Locate the word "React" in the data below, then copy every line that holds it.

DATA EXCERPT -
· · · ·
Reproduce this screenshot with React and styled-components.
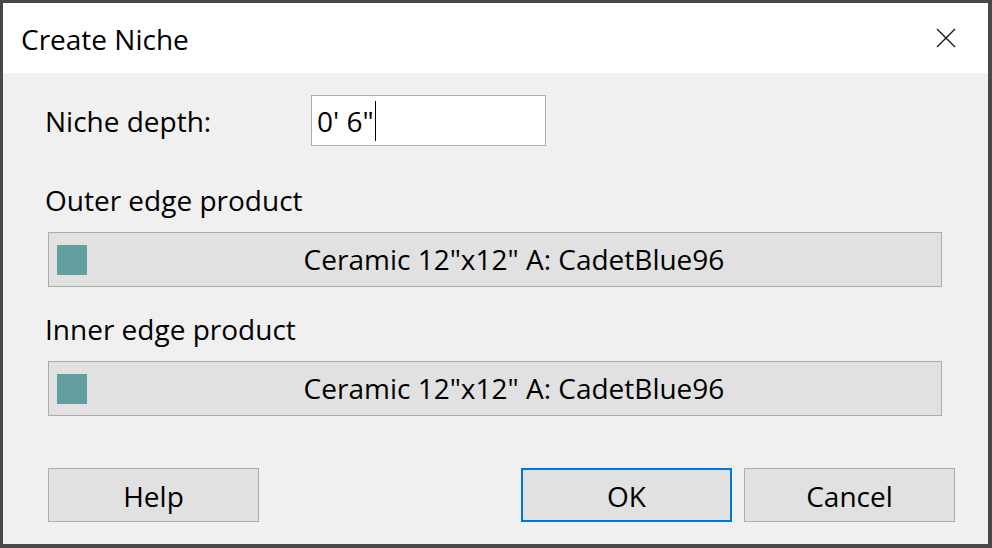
import React from "react";
import styled, { createGlobalStyle } from "styled-components";

const Global = createGlobalStyle`
  html, body { margin: 0; padding: 0; background: #454545; }
  body { font-family: "Open Sans", "Noto Sans", "Liberation Sans", sans-serif; color: #000; }
`;

const Frame = styled.div`
  width: 992px;
  height: 548px;
  box-sizing: border-box;
  padding: 3px 4px 4px 3px;
  background: #484848;
`;

const Dialog = styled.div`
  height: 100%;
  display: flex;
  flex-direction: column;
  background: #f0f0f0;
`;

const TitleBar = styled.div`
  height: 70px;
  flex: none;
  background: #fff;
  display: flex;
  align-items: center;
  justify-content: space-between;
  padding: 0 32px 0 18px;
`;

const Title = styled.div`
  font-size: 28px;
  line-height: 1;
  padding-top: 2px;
`;

const CloseButton = styled.button`
  border: 0;
  background: none;
  padding: 0;
  width: 20px;
  height: 20px;
  display: flex;
`;

const Body = styled.div`
  flex: 1;
  display: flex;
  flex-direction: column;
  padding: 22px 33px 22px 42px;
`;

const FieldRow = styled.div`
  display: flex;
  align-items: center;
`;

const Label = styled.div`
  font-size: 28px;
  line-height: 32px;
  width: ${(p) => p.$width || "auto"};
  margin-top: ${(p) => p.$top || 0}px;
`;

const TextField = styled.div`
  width: 235px;
  height: 51px;
  box-sizing: border-box;
  border: 1px solid #adadad;
  background: #fff;
  display: flex;
  align-items: center;
  padding-left: 5px;
  font-size: 28px;
`;

const Caret = styled.span`
  display: inline-block;
  width: 1px;
  height: 40px;
  background: #000;
  margin-left: 1px;
`;

const ProductButton = styled.div`
  margin: 16px 13px 0 3px;
  height: 55px;
  box-sizing: border-box;
  border: 1px solid #adadad;
  background: #e1e1e1;
  display: flex;
  align-items: center;
  padding-left: 8px;
`;

const Swatch = styled.div`
  width: 30px;
  height: 30px;
  background: ${(p) => p.$color};
  flex: none;
`;

const ProductName = styled.div`
  flex: 1;
  text-align: center;
  font-size: 28px;
  padding-bottom: 2px;
`;

const Footer = styled.div`
  margin-top: auto;
  margin-left: 3px;
  display: flex;
  gap: 12px;
`;

const Button = styled.button`
  width: 211px;
  height: 54px;
  box-sizing: border-box;
  border: ${(p) => (p.$primary ? "2px solid #0078d7" : "1px solid #adadad")};
  background: #e1e1e1;
  font-family: inherit;
  font-size: 28px;
  color: #000;
  padding: 1px 0 0;
`;

const Spacer = styled.div`
  flex: 1;
`;

const products = [
  { label: "Outer edge product", name: 'Ceramic 12"x12" A: CadetBlue96', color: "#629e9f" },
  { label: "Inner edge product", name: 'Ceramic 12"x12" A: CadetBlue96', color: "#629e9f" },
];

export default function App() {
  return (
    <Frame>
      <Global />
      <Dialog>
        <TitleBar>
          <Title>Create Niche</Title>
          <CloseButton aria-label="Close">
            <svg width="20" height="20" viewBox="0 0 20 20">
              <path d="M1 1 L19 19 M19 1 L1 19" stroke="#1a1a1a" strokeWidth="1.4" fill="none" />
            </svg>
          </CloseButton>
        </TitleBar>
        <Body>
          <FieldRow>
            <Label $width="266px">Niche depth:</Label>
            <TextField>
              0' 6"
              <Caret />
            </TextField>
          </FieldRow>
          {products.map((p, i) => (
            <React.Fragment key={p.label}>
              <Label $top={i === 0 ? 38 : 26}>{p.label}</Label>
              <ProductButton>
                <Swatch $color={p.color} />
                <ProductName>{p.name}</ProductName>
              </ProductButton>
            </React.Fragment>
          ))}
          <Footer>
            <Button>Help</Button>
            <Spacer />
            <Button $primary>OK</Button>
            <Button>Cancel</Button>
          </Footer>
        </Body>
      </Dialog>
    </Frame>
  );
}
· · · ·
THE ANSWER -
Reproduce this screenshot with React and styled-components.
import React from "react";
            <React.Fragment key={p.label}>
            </React.Fragment>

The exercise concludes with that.